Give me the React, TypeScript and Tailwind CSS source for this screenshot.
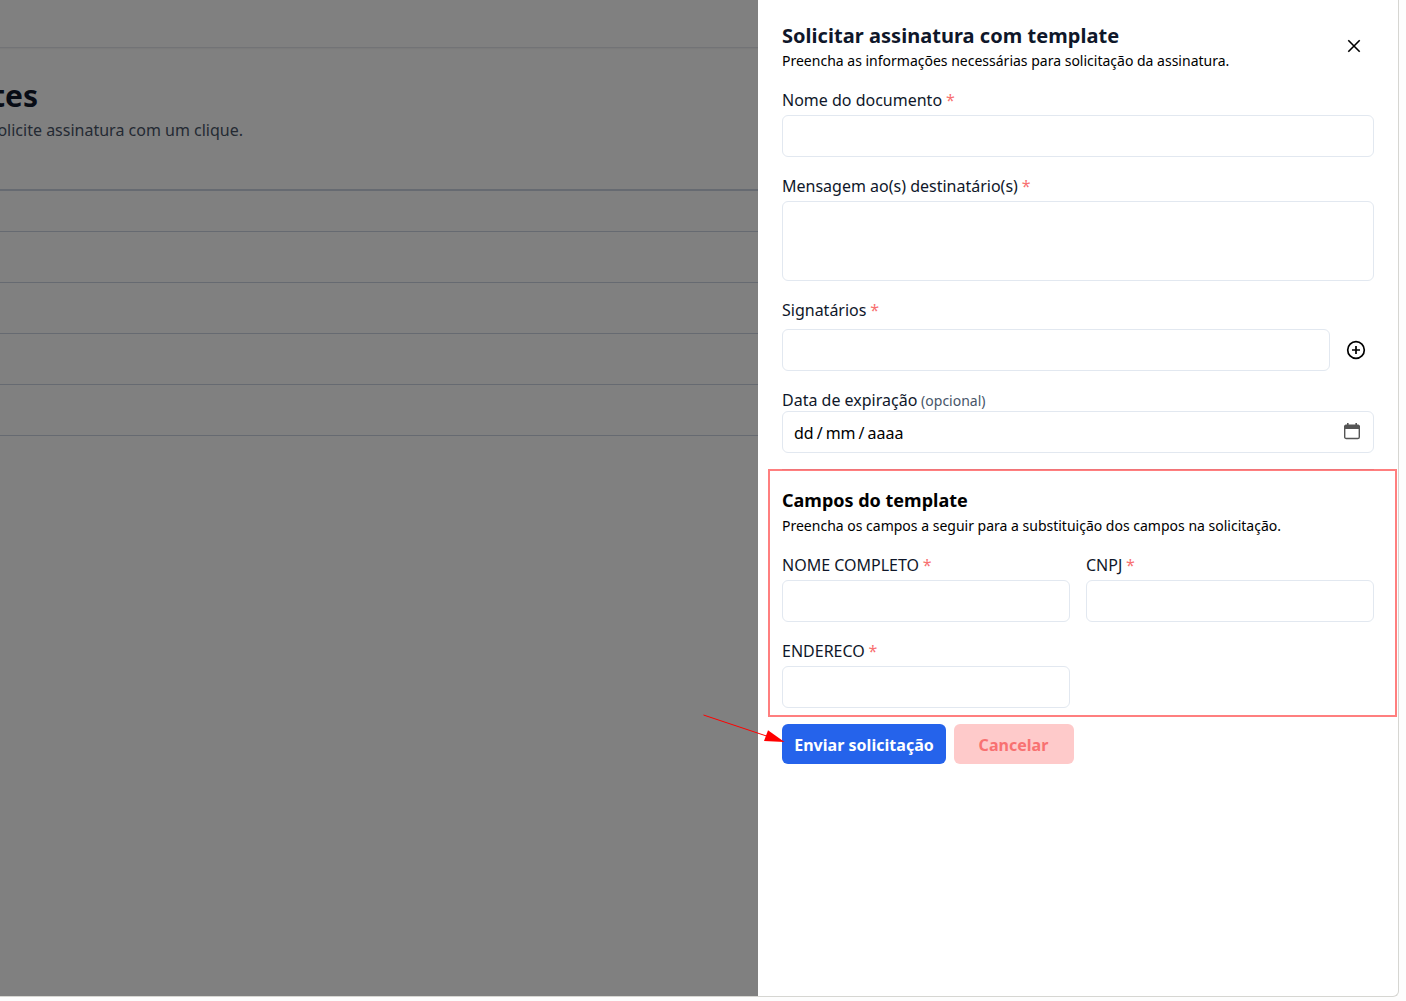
import React from 'react';

const inputBase = 'block w-full rounded-md border border-[#e2e8f0] bg-white outline-none';

function Label({ text }: { text: string }) {
  return (
    <label className="mb-[3px] block h-6 leading-6 text-[#0f172a]">
      {text} <span className="-ml-[0.4px] text-[#f87171]">*</span>
    </label>
  );
}

function Field({ text }: { text: string }) {
  return (
    <div>
      <Label text={text} />
      <input className={`${inputBase} h-[42px]`} />
    </div>
  );
}

function Background() {
  return (
    <div className="flex min-w-0 flex-1 flex-col overflow-hidden whitespace-nowrap bg-[#808080]">
      <div className="h-12 shrink-0 border-b border-[#727376] shadow-[0_1px_1px_rgba(0,0,0,0.04)]" />
      <div className="h-[141px] shrink-0 pt-[30px]">
        <div className="flex w-[38px] justify-end">
          <h1 className="text-[30px] font-bold leading-9 text-[#080c15]">tes</h1>
        </div>
        <div className="mt-1 flex w-[243px] justify-end">
          <p className="leading-6 text-[#242a33]">olicite assinatura com um clique.</p>
        </div>
      </div>
      <div className="h-[43px] shrink-0 border-b border-t-2 border-[#666a71]" />
      <div className="h-[51px] shrink-0 border-b border-[#666a71]" />
      <div className="h-[51px] shrink-0 border-b border-[#666a71]" />
      <div className="h-[51px] shrink-0 border-b border-[#666a71]" />
      <div className="h-[51px] shrink-0 border-b border-[#666a71]" />
    </div>
  );
}

function CalendarIcon() {
  return (
    <svg className="-mt-0.5" width="16" height="17" viewBox="0 0 16 17" fill="none" aria-hidden="true">
      <rect x="0.7" y="2.7" width="14.6" height="12.8" rx="1.6" stroke="#555" strokeWidth="1.4" />
      <path d="M1.5 1.5h13l1.5 1.5v3H0V3z" fill="#555" />
      <path d="M3 0h1.6v3H3zM11.4 0H13v3h-1.6z" fill="#555" />
    </svg>
  );
}

export default function App() {
  return (
    <div className="h-[1001px] w-[1406px] overflow-hidden bg-[#fdfdfd] font-['Noto_Sans',sans-serif] text-base text-black">
      <div className="flex h-[997px] w-[1399px] overflow-hidden rounded-br-md border-b border-r border-[#d6d6d2] bg-white">
        <Background />
        <aside className="w-[640px] shrink-0 px-6 pt-[22px]">
          <header className="flex h-[66px] items-start justify-between">
            <div>
              <h2 className="text-xl font-bold leading-7 tracking-[0.04px] text-[#0f172a]">Solicitar assinatura com template</h2>
              <p className="mt-px text-sm">Preencha as informações necessárias para solicitação da assinatura.</p>
            </div>
            <button className="mr-1 mt-2 flex size-8 items-center justify-center" aria-label="Fechar">
              <svg width="14" height="14" viewBox="0 0 14 14" stroke="black" strokeWidth="1.6" aria-hidden="true">
                <path d="M1.3 1.3l11.4 11.4M12.7 1.3L1.3 12.7" />
              </svg>
            </button>
          </header>
          <div className="mr-2 w-[592px]">
            <Field text="Nome do documento" />
            <div className="mt-[17px]">
              <Label text="Mensagem ao(s) destinatário(s)" />
              <textarea className={`${inputBase} h-20 resize-none`} />
            </div>
            <div className="mt-[17px]">
              <Label text="Signatários" />
              <div className="mt-[7px] flex items-center">
                <input className={`${inputBase} h-[42px] flex-1`} />
                <button className="ml-4 mr-2 flex size-5 shrink-0 items-center justify-center" aria-label="Adicionar">
                  <svg width="20" height="20" viewBox="0 0 20 20" fill="none" stroke="black" strokeWidth="1.7" aria-hidden="true">
                    <circle cx="10" cy="10" r="8.3" />
                    <path d="M10 6v8M6 10h8" />
                  </svg>
                </button>
              </div>
            </div>
            <div className="mt-[17px]">
              <label className="block h-[23px] leading-6 text-[#0f172a]">
                Data de expiração <span className="-ml-[0.4px] text-sm text-[#475569]">(opcional)</span>
              </label>
              <div className="flex h-[42px] items-center justify-between rounded-md border border-[#e2e8f0] pl-[11px] pr-[13px]">
                <div className="flex gap-[3px] pt-0.5 leading-6">
                  <span>dd</span>
                  <span>/</span>
                  <span>mm</span>
                  <span>/</span>
                  <span>aaaa</span>
                </div>
                <CalendarIcon />
              </div>
            </div>
            <section className="relative mt-4 border-t border-[#e2e8f0] pt-4">
              <div className="pointer-events-none absolute -left-[14px] -top-px h-[248px] w-[629px] border-2 border-[#ff0000]/50" />
              <h3 className="text-lg font-bold leading-7">Campos do template</h3>
              <p className="mt-0.5 text-sm">Preencha os campos a seguir para a substituição dos campos na solicitação.</p>
              <div className="mt-[17px] grid grid-cols-2 gap-x-4 gap-y-[17px]">
                <Field text="NOME COMPLETO" />
                <Field text="CNPJ" />
                <Field text="ENDERECO" />
              </div>
            </section>
            <div className="relative mt-4 flex gap-2">
              <button className="h-10 w-[164px] rounded-md bg-[#2563eb] pt-0.5 font-bold tracking-[0.03px] text-white">Enviar solicitação</button>
              <button className="h-10 w-[120px] rounded-md bg-[#fecaca] pr-px pt-0.5 font-bold tracking-[0.03px] text-[#f87171]">Cancelar</button>
              <svg className="absolute -left-[80px] -top-[10px]" width="84" height="30" viewBox="702 714 84 30" aria-hidden="true">
                <path d="M703.5 715L768 736.5" stroke="#f00" strokeWidth="1" />
                <path d="M768 730.3L784.5 742L764 741z" fill="#f00" />
              </svg>
            </div>
          </div>
        </aside>
      </div>
    </div>
  );
}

══════════

Take the lines from the start of the material to the line with "const inputBase = 'block", both included, and transcribe them exactly without the pictures.

Give me the React, TypeScript and Tailwind CSS source for this screenshot.
import React from 'react';

const inputBase = 'block w-full rounded-md border border-[#e2e8f0] bg-white outline-none';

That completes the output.